I think the above description simplifies things a bit too much
for the purpose of this discussion.
To avoid potential misunderstandings I'd like to provide a more
detailed explanation of how reintegrate works.
Andy also said earlier he didn't understand why --reintegrate is
necessary and I hope I can answer this question.
A re-integrate does not simply swap out the trunk with the branch.
It runs a two-URL merge with parameters constructed in such a
way that the delta being merged contains exactly the changes
committed for the feature, and no unrelated changes.
Quoting 'svn help merge' output from Subversion 1.7:
A feature has been developed on a branch called "feature".
The feature branch started as a copy of trunk_at_W. Work on the
feature has completed and it should be merged back into the trunk.
The feature branch was last synced with its immediate ancestor,
the trunk, in revision X. So the difference between trunk_at_X and
feature_at_HEAD contains the complete set of changes that implement
the feature, and no other changes. These changes are applied to
the trunk.
feature +-------------------------------R
/ . \
/ .............. \
/ . v
trunk ------+--------------------L------------------o
rW rX
In the diagram above, L marks the left side of the merge (trunk_at_X),
and R marks the right side of the merge (feature_at_HEAD). The difference
between the left and right side is merged into the target.
Essentially, all merges in Subversion are 2-URL merges.
svn merge generates some delta and applies that to a working copy.
There is no other way, right now, that a merge could work.
A two-URL merge needs the following parameters:
PATH1, REV1 (left side of the delta)
PATH2, REV2 (right side of the delta)
TARGET (working copy of some PATH3, up-to-date enough for commit)
The reintegrate merge automatically fills in all required parameters
expect PATH2, and we get:
PATH1 = trunk, REV1 = rX
PATH2 = feature, REV2 = HEAD
TARGET = working copy of trunk (generally speaking @HEAD)
A sync merge can fill in the all parameters as well, except PATH2.
However, it needs to do so in a different way. With a sync merge
PATH1 and PATH2 are the same so the delta between trunk_at_REV1 and
trunk_at_REV2 is merged into a working copy of the feature branch
In case of reintegrate PATH1 and PATH2 are not the same!
So svn merge needs the special --reintegrate option because just
'svn merge ^/branch' would be ambiguous.
> Note that a practical benefit of the work flow using the "special"
> re-integrate is it ensures the reintegration will not generate any merge
> conflicts - neither physical, nor semantic (since we assume the branch
> has been reviewed and tested).
It does not generate conflicts because of the way REV1 is chosen,
and because of the way PATH1 and PATH2 are chosen.
In some cases, you can actually get a clean merge by reintegrating
a branch like this: svn merge ^/feature
This results in the delta between feature_at_W and feature_at_HEAD
being applied to a trunk working copy. This merge can be conflict-free
but is not guaranteed to be conflict-free.

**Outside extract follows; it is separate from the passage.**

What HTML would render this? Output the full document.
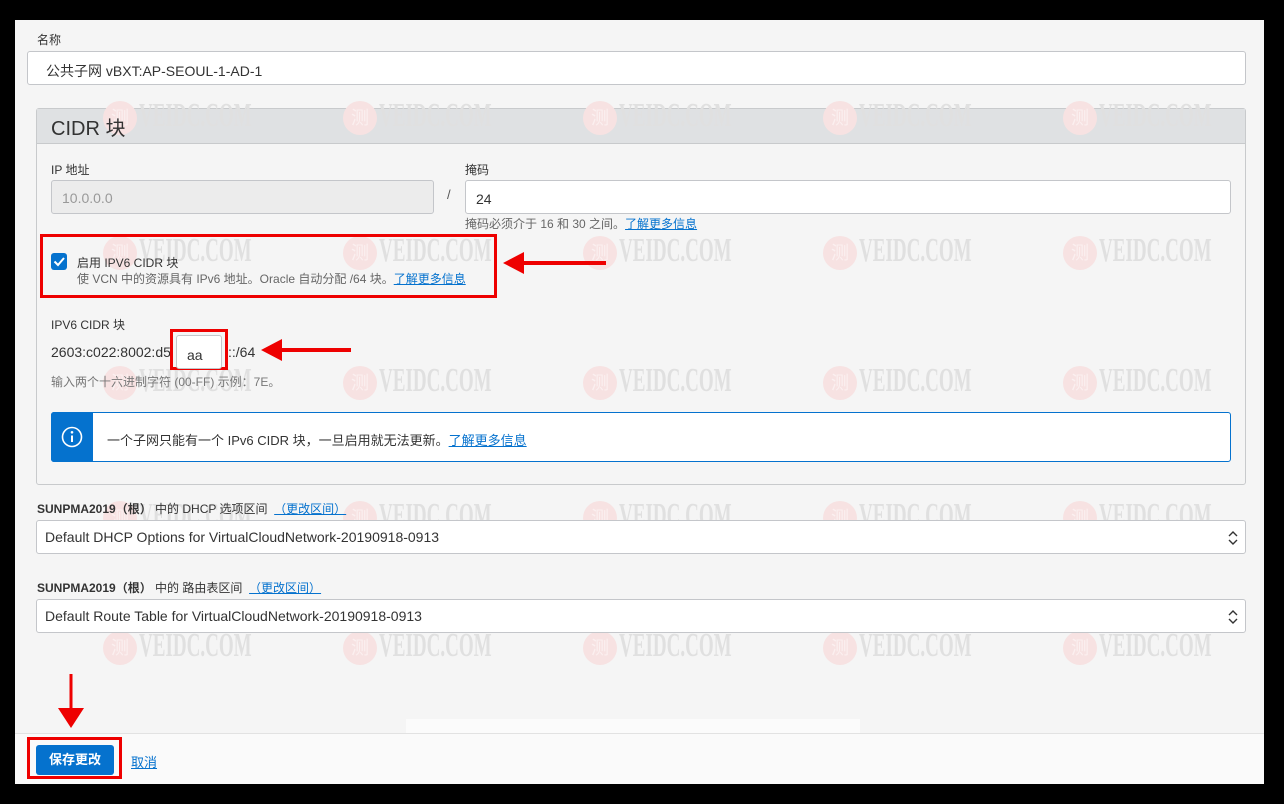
<!DOCTYPE html>
<html><head><meta charset="utf-8"><style>
*{box-sizing:border-box;margin:0;padding:0}
body{width:1284px;height:804px;background:#000;position:relative;overflow:hidden;font-family:"Liberation Sans","Noto Sans CJK SC",sans-serif;color:#333}
.a{position:absolute}
#pg{left:15px;top:20px;width:1249px;height:764px;background:#f5f5f5}
.lbl{font-size:12px;color:#333}
.inp{background:#fff;border:1px solid #c4c6ca;border-radius:3px}
.wm{position:absolute;width:140px;height:34px}
.wm .c{position:absolute;left:0;top:0;width:34px;height:34px;border-radius:50%;background:#f7e2e2;color:#fbf0f0;font-size:18px;text-align:center;line-height:34px}
.wm .t{position:absolute;left:36px;top:-4px;font-family:"Liberation Serif",serif;font-weight:bold;font-size:34px;color:#e0e0e0;transform:scaleX(.56);transform-origin:left}
.lk{color:#0572ce;text-decoration:underline}
.red{position:absolute;border:3px solid #e00}
.sel{font-size:14px;padding-left:8px;line-height:32px;color:#333}
</style></head><body>
<div id="pg" class="a"></div>
<div class="a" style="left:36px;top:108px;width:1210px;height:377px;border:1px solid #c8cacc;border-radius:3px;background:#f5f5f5"></div>
<div class="a" style="left:37px;top:109px;width:1208px;height:35px;background:#dfe1e3;border-bottom:1px solid #c8cacc"></div>
<div class="a" style="left:15px;top:733px;width:1249px;height:51px;background:#fafafa;border-top:1px solid #e2e2e2"></div>
<div class="a" style="left:406px;top:719px;width:454px;height:14px;background:#fbfbfb"></div>
<div id="wms"></div>
<div class="a lbl" style="left:37px;top:31px">名称</div>
<div class="a inp" style="left:27px;top:51px;width:1219px;height:34px;font-size:14px;padding:9px 0 0 18px;color:#333">公共子网 vBXT:AP-SEOUL-1-AD-1</div>

<div class="a" style="left:51px;top:112px;font-size:20px;color:#333">CIDR 块</div>

<div class="a lbl" style="left:51px;top:161px">IP 地址</div>
<div class="a" style="left:51px;top:180px;width:383px;height:34px;background:#ececec;border:1px solid #c4c6ca;border-radius:3px;font-size:14px;color:#999;padding:9px 0 0 10px">10.0.0.0</div>
<div class="a" style="left:447px;top:187px;font-size:13px;color:#555">/</div>
<div class="a lbl" style="left:465px;top:161px">掩码</div>
<div class="a inp" style="left:465px;top:180px;width:766px;height:34px;font-size:14px;padding:10px 0 0 10px">24</div>
<div class="a" style="left:465px;top:215px;font-size:12px;color:#666">掩码必须介于 16 和 30 之间。<span class="lk">了解更多信息</span></div>

<div class="red" style="left:40px;top:234px;width:457px;height:64px"></div>
<div class="a" style="left:51px;top:253px;width:16px;height:17px;background:#0572ce;border-radius:3px"></div>
<svg class="a" style="left:51px;top:253px" width="16" height="17"><path d="M3.5 8.5 L7 12 L13 5" stroke="#fff" stroke-width="2" fill="none"/></svg>
<div class="a" style="left:77px;top:254px;font-size:12px;color:#333">启用 IPV6 CIDR 块</div>
<div class="a" style="left:77px;top:270px;font-size:12px;color:#666">使 VCN 中的资源具有 IPv6 地址。Oracle 自动分配 /64 块。<span class="lk">了解更多信息</span></div>
<svg class="a" style="left:500px;top:250px" width="110" height="26"><path d="M106 13 H20" stroke="#e00" stroke-width="4"/><path d="M3 13 L24 2 L24 24 Z" fill="#e00"/></svg>

<div class="a lbl" style="left:51px;top:316px">IPV6 CIDR 块</div>
<div class="a" style="left:51px;top:344px;font-size:14px;color:#333">2603:c022:8002:d5</div>
<div class="red" style="left:170px;top:329px;width:58px;height:41px"></div>
<div class="a inp" style="left:176px;top:335px;width:46px;height:34px;font-size:14px;padding:11px 0 0 10px">aa</div>
<div class="a" style="left:228px;top:344px;font-size:14px;color:#333">::/64</div>
<svg class="a" style="left:258px;top:337px" width="96" height="26"><path d="M93 13 H20" stroke="#e00" stroke-width="4"/><path d="M3 13 L24 2 L24 24 Z" fill="#e00"/></svg>
<div class="a" style="left:51px;top:373px;font-size:12px;color:#777">输入两个十六进制字符 (00-FF) 示例：7E。</div>

<div class="a" style="left:51px;top:412px;width:1180px;height:50px;background:#fff;border:1px solid #0572ce;border-radius:3px"></div>
<div class="a" style="left:51px;top:412px;width:42px;height:50px;background:#0572ce;border-radius:3px 0 0 3px"></div>
<svg class="a" style="left:60px;top:425px" width="24" height="24"><circle cx="12" cy="12" r="9.5" stroke="#fff" stroke-width="1.6" fill="none"/><circle cx="12" cy="7.3" r="1.3" fill="#fff"/><path d="M12 10.5 V17" stroke="#fff" stroke-width="2"/></svg>
<div class="a" style="left:107px;top:430px;font-size:13px;color:#333">一个子网只能有一个 IPv6 CIDR 块，一旦启用就无法更新。<span class="lk">了解更多信息</span></div>

<div class="a" style="left:37px;top:500px;font-size:12px;color:#333"><b>SUNPMA2019（根）</b> 中的 DHCP 选项区间 &nbsp;<span class="lk">（更改区间）</span></div>
<div class="a inp sel" style="left:36px;top:520px;width:1210px;height:34px">Default DHCP Options for VirtualCloudNetwork-20190918-0913</div>
<svg class="a" style="left:1227px;top:530px" width="12" height="16"><path d="M2 6 L6 2 L10 6 M2 10 L6 14 L10 10" stroke="#333" stroke-width="1.4" fill="none"/></svg>
<div class="a" style="left:37px;top:579px;font-size:12px;color:#333"><b>SUNPMA2019（根）</b> 中的 路由表区间 &nbsp;<span class="lk">（更改区间）</span></div>
<div class="a inp sel" style="left:36px;top:599px;width:1210px;height:34px">Default Route Table for VirtualCloudNetwork-20190918-0913</div>
<svg class="a" style="left:1227px;top:609px" width="12" height="16"><path d="M2 6 L6 2 L10 6 M2 10 L6 14 L10 10" stroke="#333" stroke-width="1.4" fill="none"/></svg>

<svg class="a" style="left:54px;top:672px" width="34" height="58"><path d="M17 2 V38" stroke="#e00" stroke-width="3"/><path d="M4 36 L30 36 L17 56 Z" fill="#e00"/></svg>
<div class="red" style="left:27px;top:737px;width:95px;height:42px"></div>
<div class="a" style="left:36px;top:745px;width:78px;height:30px;background:#0572ce;border-radius:3px;color:#fff;font-size:13px;font-weight:bold;text-align:center;line-height:30px">保存更改</div>
<div class="a lk" style="left:131px;top:752px;font-size:13px">取消</div>
<script>
var h='';var ys=[101,236,366,501,631],xs=[103,343,583,823,1063];
ys.forEach(function(y){xs.forEach(function(x){h+='<div class="wm" style="left:'+x+'px;top:'+y+'px"><div class="c">测</div><div class="t">VEIDC.COM</div></div>';});});
document.getElementById('wms').innerHTML=h;
</script>
</body></html>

> The "special" kind of re-integrate that Subversion performs has a
> logical pre-condition: that the branch must be up to date with the
> "trunk". In concrete terms, the required check is that the total set of
> mergeinfo on the branch must indicate that all changes from the trunk
> are included in full.
No. Using the above diagram as a reference, it only requires that
there are no gaps in the branch's mergeinfo for merges from trunk
between rW and rX. It does not require that changes between rX and
HEAD have already been merged from the trunk to the branch.
It just requires that a continous chunk of history has been merged,
i.e. no cherry-picking from trunk to the branch between rW and rX,
you need everything in that range.
> The implementation of this check has been overly simple and pessimistic
> in the past. It is possible for the same merge history to be recorded
> in different ways. In some cases where mergeinfo is recorded on a
> subtree, the very same merge history could equally well be recorded in a
> single svn:mergeinfo on the root of the branch. The original
> "re-integrate" merge did not tolerate mergeinfo properties on subtrees
> at all, but that limitation was soon relaxed and I believe it has since
> been improved to logical completion so that now mergeinfo is allowed on
> subtrees as long as the total merge history described is logically
> correct.
Again, the question is about gaps in the subtree mergeinfo,
not about whether everything has already been merged.